The Amazing Power of Your Cat’s Sense of Smell
Compared to humans, cats have a 14x stronger sense of smell. This is because the cat’s nasal organ has a larger capacity than the human’s and is probably the most important sensory organ of a cat is her nose.
The sense of smell is vital to the survival of cats. In addition to sniffing out food, mates, and enemies, cats also use scent to mark the boundaries of their territories. Scents and odors are the cat’s world.
Smell and food
Kittens are born blind and use their sense of smell to locate their mothers right after birth and latch onto their teats to eat. As a result, a cat’s sense of smell will always lead it to food, even if it is in an unlikely location, such as high tree branches or kitchen cabinets.
Any cat with an active upper respiratory infection or an aging cat with a limited sense of smell may stop eating their food because taste is closely associated with smell. To stimulate its appetite and increase the odor, warming the cat’s food can help.
Smell and reproduction
Cats in heat (in the estrus cycle) exude a powerful sex pheromone that males can smell from a mile away. You’ll appreciate this phenomenon if you’ve witnessed lusting tomcats outside your home while your unspayed female cat tries to escape. It is also possible for female cats to scent out a preferred mate by smelling his territorial markings.
Smell and territory
Male cats mark their territories with urine or pheromones from glands on their faces and feet. Frequently they will travel their territorial boundaries, sniffing at their markings and reapplying when the odor diminishes. As other male cats smell the markings, they will either respect the territory or try to take it over by introducing their scent markings.
Have you ever seen a cat enter the outdoors with its head held alert, whiskers twitching, and nostrils wide open? During this stance, the cat sniffs out potential harm and gathers information about recent passersby. With the help of olfactory accessory organs, their nose can tell if another cat has recently ventured near or if there is fish in the delivery truck next door.
The Jacobson’s organ
The vomeronasal organ of cats (as well as snakes and a few other mammals) is also known as Jacobson’s organ. Located in the nasal septum, just above the roof of the mouth, it connects the nasal cavity to the rest of the body. Cats can open Jacobson’s organ ducts by wrinkles and lifting their lips. It is sometimes described as a slightly open-mouthed “smile” when the cat brings air into the Jacobson’s organ, known as the flehmen response. No matter the size or species of a cat, the Jacobson’s organ appears to play a significant role in their sense of smell.

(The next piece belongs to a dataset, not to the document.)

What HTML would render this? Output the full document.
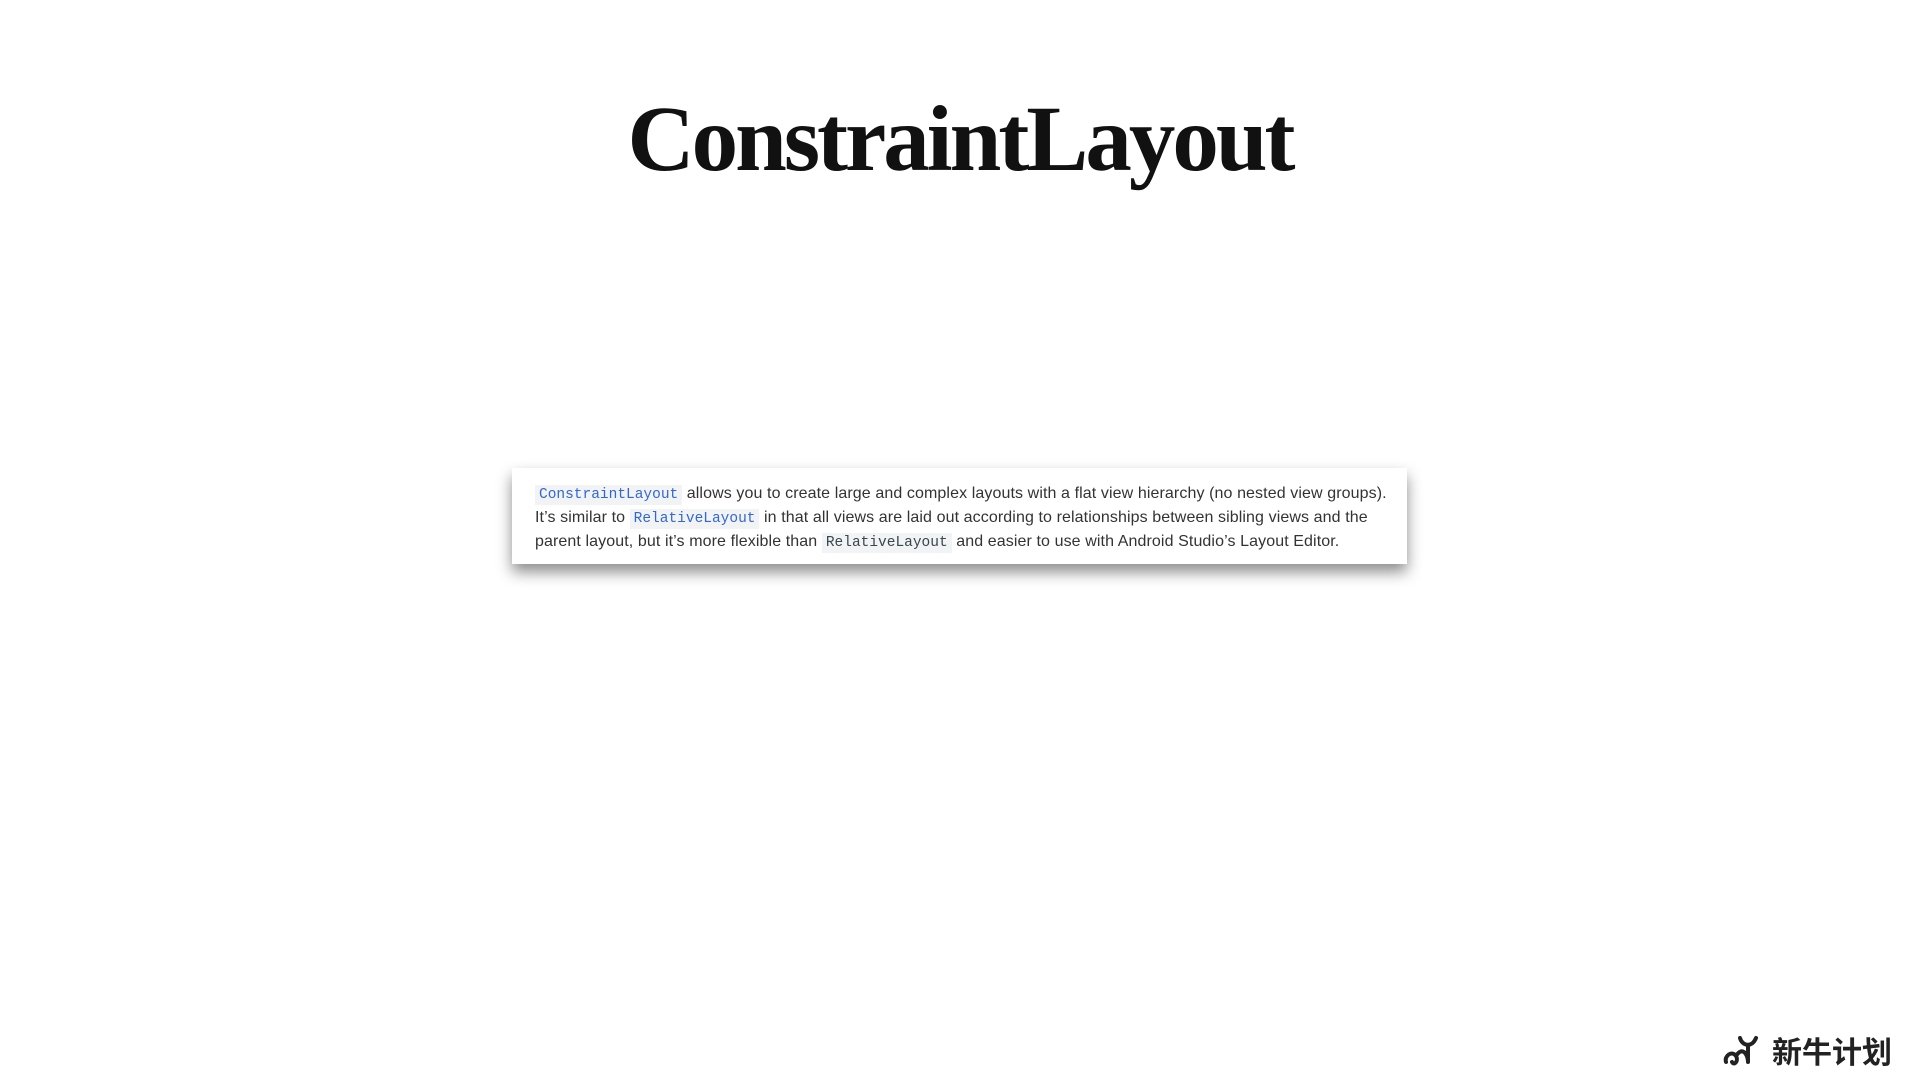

It depends on the cat’s genetics and basic coloring, whether its nose leather is black or pink. The surface of the nose is tough and leathery, but it is living tissue that can become infected. White and light-colored cats are prone to squamous cancer of the nose and ears, as are all mammals.
Cats frequently exposed to the sun over a long time are more likely to develop this cancer. Veterinarian-approved sunscreens are available that are compounded for use on a cat’s delicate nose and ear tips if it frequently gets sunburned there.